-- BEGIN Given material --
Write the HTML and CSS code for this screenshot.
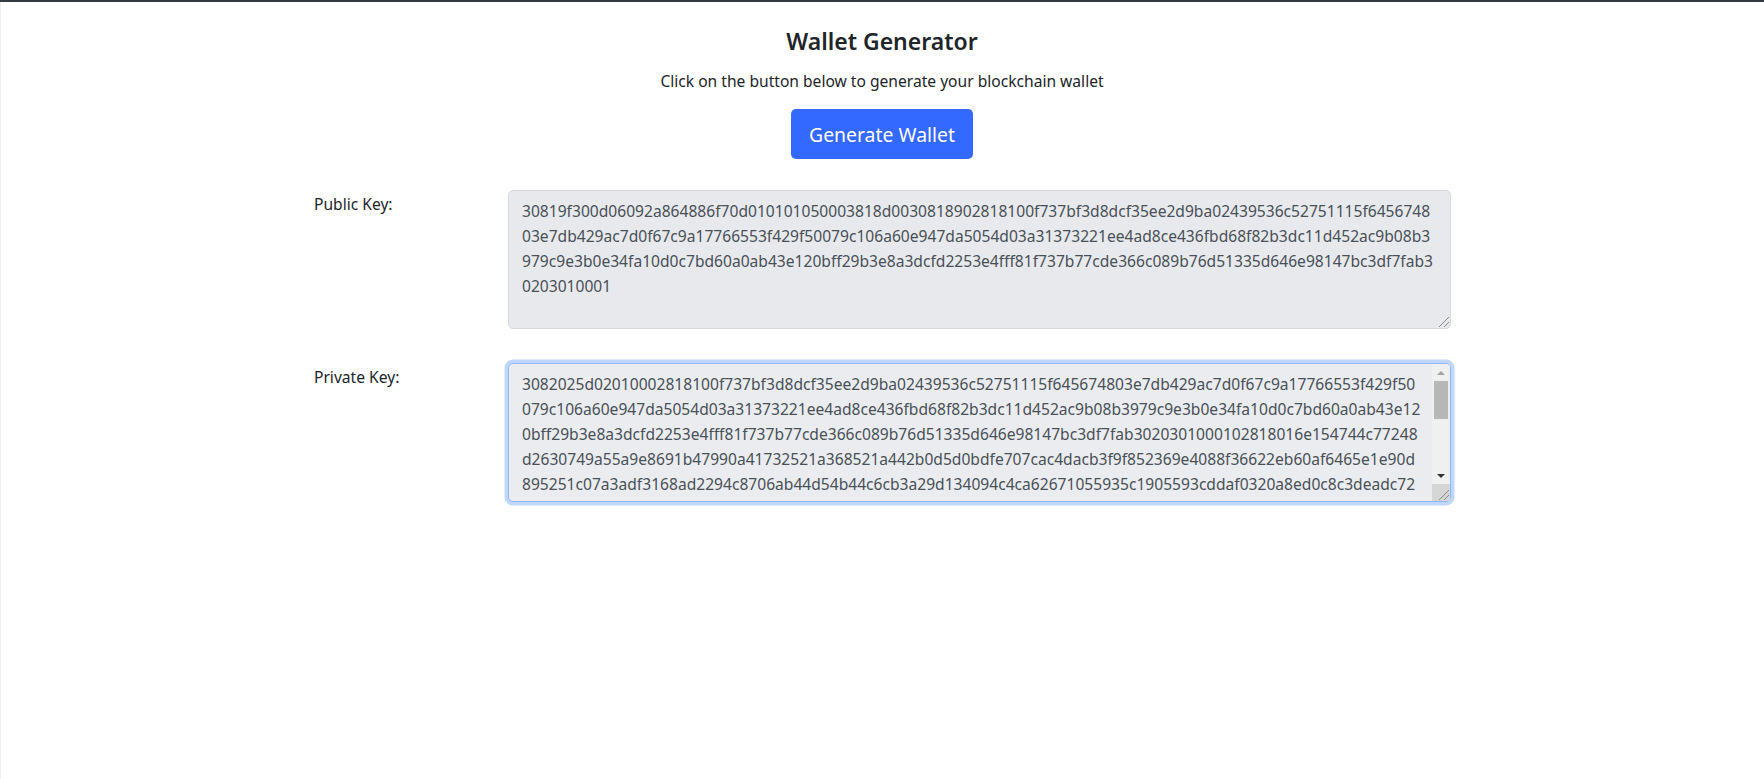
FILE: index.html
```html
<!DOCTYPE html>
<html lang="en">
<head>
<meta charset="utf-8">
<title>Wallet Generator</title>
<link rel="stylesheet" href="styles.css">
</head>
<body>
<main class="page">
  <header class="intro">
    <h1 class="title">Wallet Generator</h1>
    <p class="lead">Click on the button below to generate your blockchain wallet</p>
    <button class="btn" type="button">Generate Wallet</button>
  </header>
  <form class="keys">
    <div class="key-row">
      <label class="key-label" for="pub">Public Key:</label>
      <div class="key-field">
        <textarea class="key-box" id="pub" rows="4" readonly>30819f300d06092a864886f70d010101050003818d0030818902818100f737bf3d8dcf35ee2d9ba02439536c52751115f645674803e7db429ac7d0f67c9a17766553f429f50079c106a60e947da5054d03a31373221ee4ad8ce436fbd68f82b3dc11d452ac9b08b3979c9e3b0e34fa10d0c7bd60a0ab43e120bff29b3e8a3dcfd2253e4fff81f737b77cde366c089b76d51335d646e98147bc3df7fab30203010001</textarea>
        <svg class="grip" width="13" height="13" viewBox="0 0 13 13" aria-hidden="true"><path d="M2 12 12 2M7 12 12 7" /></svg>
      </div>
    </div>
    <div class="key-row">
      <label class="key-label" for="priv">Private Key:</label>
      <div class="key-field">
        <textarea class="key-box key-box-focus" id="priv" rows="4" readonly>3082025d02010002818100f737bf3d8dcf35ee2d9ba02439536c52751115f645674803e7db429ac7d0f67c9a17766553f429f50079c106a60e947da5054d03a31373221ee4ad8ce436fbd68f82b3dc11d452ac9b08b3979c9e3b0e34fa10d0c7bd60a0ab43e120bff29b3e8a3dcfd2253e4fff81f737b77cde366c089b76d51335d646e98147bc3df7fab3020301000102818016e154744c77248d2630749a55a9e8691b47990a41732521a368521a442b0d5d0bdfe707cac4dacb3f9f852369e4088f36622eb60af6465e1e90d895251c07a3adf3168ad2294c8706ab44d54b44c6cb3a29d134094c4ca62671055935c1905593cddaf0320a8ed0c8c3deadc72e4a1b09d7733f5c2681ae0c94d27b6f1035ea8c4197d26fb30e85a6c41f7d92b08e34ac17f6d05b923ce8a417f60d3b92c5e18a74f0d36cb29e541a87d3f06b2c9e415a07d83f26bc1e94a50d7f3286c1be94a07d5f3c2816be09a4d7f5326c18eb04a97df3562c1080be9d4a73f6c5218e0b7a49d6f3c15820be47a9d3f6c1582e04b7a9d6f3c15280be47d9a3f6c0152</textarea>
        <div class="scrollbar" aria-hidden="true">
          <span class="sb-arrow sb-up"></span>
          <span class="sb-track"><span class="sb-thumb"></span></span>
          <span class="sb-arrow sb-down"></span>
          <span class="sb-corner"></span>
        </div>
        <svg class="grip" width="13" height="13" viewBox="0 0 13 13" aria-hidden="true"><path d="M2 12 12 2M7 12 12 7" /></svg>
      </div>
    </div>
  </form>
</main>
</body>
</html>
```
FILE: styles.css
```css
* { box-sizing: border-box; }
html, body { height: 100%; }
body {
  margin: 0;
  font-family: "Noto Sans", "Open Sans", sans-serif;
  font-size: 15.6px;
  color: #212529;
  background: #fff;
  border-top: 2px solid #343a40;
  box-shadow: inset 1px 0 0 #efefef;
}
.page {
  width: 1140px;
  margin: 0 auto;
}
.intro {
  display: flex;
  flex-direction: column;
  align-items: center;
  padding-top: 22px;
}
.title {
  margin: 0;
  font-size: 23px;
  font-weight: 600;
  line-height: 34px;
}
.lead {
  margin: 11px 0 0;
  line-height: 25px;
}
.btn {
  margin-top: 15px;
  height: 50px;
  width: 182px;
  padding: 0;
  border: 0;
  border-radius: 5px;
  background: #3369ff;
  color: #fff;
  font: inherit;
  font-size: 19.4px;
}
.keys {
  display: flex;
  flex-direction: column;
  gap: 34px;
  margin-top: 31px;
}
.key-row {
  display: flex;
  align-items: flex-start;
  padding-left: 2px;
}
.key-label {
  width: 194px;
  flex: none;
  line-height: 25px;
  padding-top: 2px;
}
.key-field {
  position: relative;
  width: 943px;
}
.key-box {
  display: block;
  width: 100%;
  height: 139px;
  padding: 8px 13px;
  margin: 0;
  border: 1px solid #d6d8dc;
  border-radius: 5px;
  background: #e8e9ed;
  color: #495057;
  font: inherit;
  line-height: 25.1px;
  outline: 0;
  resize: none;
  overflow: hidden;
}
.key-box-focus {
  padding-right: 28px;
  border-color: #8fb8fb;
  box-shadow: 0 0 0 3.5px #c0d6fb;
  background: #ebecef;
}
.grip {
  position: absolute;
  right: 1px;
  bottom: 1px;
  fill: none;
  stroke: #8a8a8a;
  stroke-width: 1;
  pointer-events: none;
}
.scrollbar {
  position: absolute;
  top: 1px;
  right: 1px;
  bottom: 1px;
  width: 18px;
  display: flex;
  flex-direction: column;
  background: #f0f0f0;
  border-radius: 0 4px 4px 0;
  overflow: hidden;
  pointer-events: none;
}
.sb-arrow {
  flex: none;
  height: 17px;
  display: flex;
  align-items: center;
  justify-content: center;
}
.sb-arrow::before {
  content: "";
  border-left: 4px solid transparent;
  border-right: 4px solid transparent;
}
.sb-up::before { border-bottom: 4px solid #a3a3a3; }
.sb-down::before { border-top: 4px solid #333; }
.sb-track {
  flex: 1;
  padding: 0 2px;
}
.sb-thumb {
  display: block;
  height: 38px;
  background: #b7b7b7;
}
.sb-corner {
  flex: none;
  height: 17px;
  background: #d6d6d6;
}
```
-- END Given material --
* Given instruction
Give an exact copy of the material, leaving out every picture.

* Worked answer
Write the HTML and CSS code for this screenshot.
FILE: index.html
```html
<!DOCTYPE html>
<html lang="en">
<head>
<meta charset="utf-8">
<title>Wallet Generator</title>
<link rel="stylesheet" href="styles.css">
</head>
<body>
<main class="page">
  <header class="intro">
    <h1 class="title">Wallet Generator</h1>
    <p class="lead">Click on the button below to generate your blockchain wallet</p>
    <button class="btn" type="button">Generate Wallet</button>
  </header>
  <form class="keys">
    <div class="key-row">
      <label class="key-label" for="pub">Public Key:</label>
      <div class="key-field">
        <textarea class="key-box" id="pub" rows="4" readonly>30819f300d06092a864886f70d010101050003818d0030818902818100f737bf3d8dcf35ee2d9ba02439536c52751115f645674803e7db429ac7d0f67c9a17766553f429f50079c106a60e947da5054d03a31373221ee4ad8ce436fbd68f82b3dc11d452ac9b08b3979c9e3b0e34fa10d0c7bd60a0ab43e120bff29b3e8a3dcfd2253e4fff81f737b77cde366c089b76d51335d646e98147bc3df7fab30203010001</textarea>
        <svg class="grip" width="13" height="13" viewBox="0 0 13 13" aria-hidden="true"><path d="M2 12 12 2M7 12 12 7" /></svg>
      </div>
    </div>
    <div class="key-row">
      <label class="key-label" for="priv">Private Key:</label>
      <div class="key-field">
        <textarea class="key-box key-box-focus" id="priv" rows="4" readonly>3082025d02010002818100f737bf3d8dcf35ee2d9ba02439536c52751115f645674803e7db429ac7d0f67c9a17766553f429f50079c106a60e947da5054d03a31373221ee4ad8ce436fbd68f82b3dc11d452ac9b08b3979c9e3b0e34fa10d0c7bd60a0ab43e120bff29b3e8a3dcfd2253e4fff81f737b77cde366c089b76d51335d646e98147bc3df7fab3020301000102818016e154744c77248d2630749a55a9e8691b47990a41732521a368521a442b0d5d0bdfe707cac4dacb3f9f852369e4088f36622eb60af6465e1e90d895251c07a3adf3168ad2294c8706ab44d54b44c6cb3a29d134094c4ca62671055935c1905593cddaf0320a8ed0c8c3deadc72e4a1b09d7733f5c2681ae0c94d27b6f1035ea8c4197d26fb30e85a6c41f7d92b08e34ac17f6d05b923ce8a417f60d3b92c5e18a74f0d36cb29e541a87d3f06b2c9e415a07d83f26bc1e94a50d7f3286c1be94a07d5f3c2816be09a4d7f5326c18eb04a97df3562c1080be9d4a73f6c5218e0b7a49d6f3c15820be47a9d3f6c1582e04b7a9d6f3c15280be47d9a3f6c0152</textarea>
        <div class="scrollbar" aria-hidden="true">
          <span class="sb-arrow sb-up"></span>
          <span class="sb-track"><span class="sb-thumb"></span></span>
          <span class="sb-arrow sb-down"></span>
          <span class="sb-corner"></span>
        </div>
        <svg class="grip" width="13" height="13" viewBox="0 0 13 13" aria-hidden="true"><path d="M2 12 12 2M7 12 12 7" /></svg>
      </div>
    </div>
  </form>
</main>
</body>
</html>
```
FILE: styles.css
```css
* { box-sizing: border-box; }
html, body { height: 100%; }
body {
  margin: 0;
  font-family: "Noto Sans", "Open Sans", sans-serif;
  font-size: 15.6px;
  color: #212529;
  background: #fff;
  border-top: 2px solid #343a40;
  box-shadow: inset 1px 0 0 #efefef;
}
.page {
  width: 1140px;
  margin: 0 auto;
}
.intro {
  display: flex;
  flex-direction: column;
  align-items: center;
  padding-top: 22px;
}
.title {
  margin: 0;
  font-size: 23px;
  font-weight: 600;
  line-height: 34px;
}
.lead {
  margin: 11px 0 0;
  line-height: 25px;
}
.btn {
  margin-top: 15px;
  height: 50px;
  width: 182px;
  padding: 0;
  border: 0;
  border-radius: 5px;
  background: #3369ff;
  color: #fff;
  font: inherit;
  font-size: 19.4px;
}
.keys {
  display: flex;
  flex-direction: column;
  gap: 34px;
  margin-top: 31px;
}
.key-row {
  display: flex;
  align-items: flex-start;
  padding-left: 2px;
}
.key-label {
  width: 194px;
  flex: none;
  line-height: 25px;
  padding-top: 2px;
}
.key-field {
  position: relative;
  width: 943px;
}
.key-box {
  display: block;
  width: 100%;
  height: 139px;
  padding: 8px 13px;
  margin: 0;
  border: 1px solid #d6d8dc;
  border-radius: 5px;
  background: #e8e9ed;
  color: #495057;
  font: inherit;
  line-height: 25.1px;
  outline: 0;
  resize: none;
  overflow: hidden;
}
.key-box-focus {
  padding-right: 28px;
  border-color: #8fb8fb;
  box-shadow: 0 0 0 3.5px #c0d6fb;
  background: #ebecef;
}
.grip {
  position: absolute;
  right: 1px;
  bottom: 1px;
  fill: none;
  stroke: #8a8a8a;
  stroke-width: 1;
  pointer-events: none;
}
.scrollbar {
  position: absolute;
  top: 1px;
  right: 1px;
  bottom: 1px;
  width: 18px;
  display: flex;
  flex-direction: column;
  background: #f0f0f0;
  border-radius: 0 4px 4px 0;
  overflow: hidden;
  pointer-events: none;
}
.sb-arrow {
  flex: none;
  height: 17px;
  display: flex;
  align-items: center;
  justify-content: center;
}
.sb-arrow::before {
  content: "";
  border-left: 4px solid transparent;
  border-right: 4px solid transparent;
}
.sb-up::before { border-bottom: 4px solid #a3a3a3; }
.sb-down::before { border-top: 4px solid #333; }
.sb-track {
  flex: 1;
  padding: 0 2px;
}
.sb-thumb {
  display: block;
  height: 38px;
  background: #b7b7b7;
}
.sb-corner {
  flex: none;
  height: 17px;
  background: #d6d6d6;
}
```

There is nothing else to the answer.